Цветущая вечность. Структура распада - страница 25



Отца эта тема тревожит. Когда Александр задаёт вопросы о заболевании деда, об их общем генетическом наследии, отец отвечает скупо, почти неохотно. "Есть вещи, которые нельзя контролировать," – говорит он. – "Но есть вещи, которые мы можем изменить."

Теперь Александр понимал значение этих слов. Отец, возможно, уже тогда осознавал свой риск и боялся передать его сыну. "Мнемос" был не только возможным лечением для пациентов с деменцией. Это была попытка изменить то, что считалось неизменным – сам базовый механизм работы мозга.*

Компьютер подал сигнал о завершении анализа данных. Александр повернулся к экрану, где появился результат моделирования.

"Прогнозируемая скорость прогрессирования: высокая. Предполагаемое время до полной функциональной зависимости: 12-18 месяцев. Предполагаемое время до необходимости искусственной вентиляции лёгких: 18-24 месяца."

Он смотрел на эти цифры с ледяным спокойствием. Что-то внутри него словно выключилось, заменив эмоциональную реакцию аналитическим принятием. Модель подтвердила его худшие опасения – у него была агрессивная форма заболевания, прогрессирующая быстрее средних показателей.

Годы исследований, знания, идеи, всё, над чем он работал – всё исчезнет, заперто в теле, которое превратится в непроницаемую тюрьму. Именно этот аспект казался самым невыносимым. Не физическая беспомощность, не зависимость от аппаратов, даже не неизбежная смерть. А постепенная потеря способности выражать мысли, взаимодействовать с миром, быть собой.

Александр закрыл программу и медленно поднялся из кресла. Двигаясь с осознанной осторожностью, поднялся в гостиную и налил себе стакан виски из бутылки, купленной месяц назад. Он редко пил, но сейчас спиртное казалось уместным – анестезия для разума, который слишком ясно осознавал свою временность.

Стакан был тяжелым в его руке. Виски обжигал горло, но не приносил ни тепла, ни забвения. В абсолютной тишине дома, полумраке наступающего вечера, он принял решение, которое, возможно, формировалось уже давно, с того момента, как первый тремор исказил почерк в лабораторном журнале.

Он не будет беспомощно ждать, пока болезнь отберёт всё, чем он является.

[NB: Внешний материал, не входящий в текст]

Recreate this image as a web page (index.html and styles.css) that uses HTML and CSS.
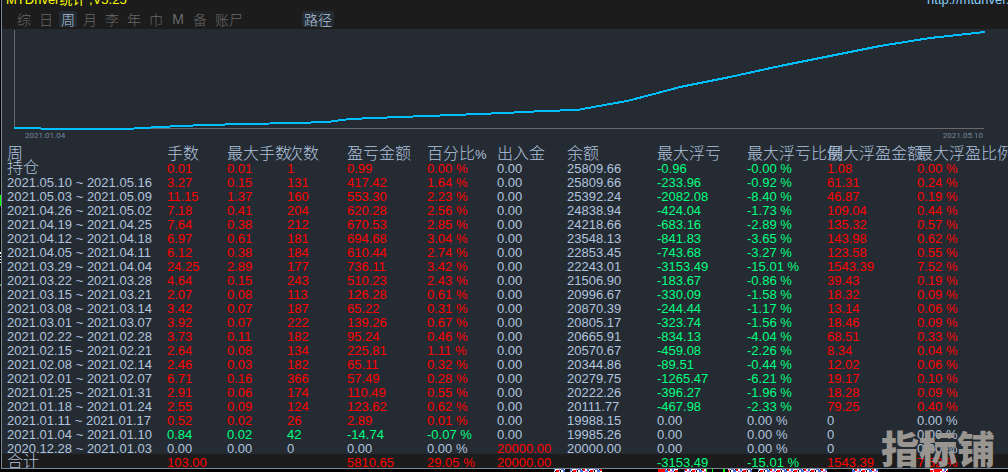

Не будет смиренно принимать предписанные лекарства, которые, в лучшем случае, подарят несколько дополнительных месяцев той же самой, неумолимой деградации. Не станет обузой для Розы, превращая её из возлюбленной в сиделку.

Он будет бороться. Любой ценой.

Его взгляд переместился на фотографию родителей на каминной полке. В их глазах он видел теперь то, чего не замечал прежде – бремя знания, тяжесть решений, принятых из отчаяния. Они взломали фундаментальные механизмы памяти, пытаясь лечить деменцию. Что если их открытия могли быть применены иначе? Не просто восстанавливать разрушенные связи, но создавать новые, обходные пути для сигналов в повреждённой нервной системе?

Работа с микротрубочками, которую он вёл последние месяцы, квантовые эффекты в нейронных сетях… Всё это в сочетании с формулой «Мнемоса», возможно, содержало ключ. Не к лечению – надежда на полное исцеление была бы наивной. Но к трансформации – изменению способа работы его мозга прежде, чем болезнь отнимет последние функциональные нейроны.

Не имело значения, насколько рискованным был этот путь. Альтернатива – гарантированное страдание и деградация – казалась несравнимо хуже.



Роза. Её имя отдавалось в сознании как удар колокола. Что он скажет ей? Как объяснит свои действия, если эксперимент удастся? И как она переживёт его провал, если всё пойдёт не так?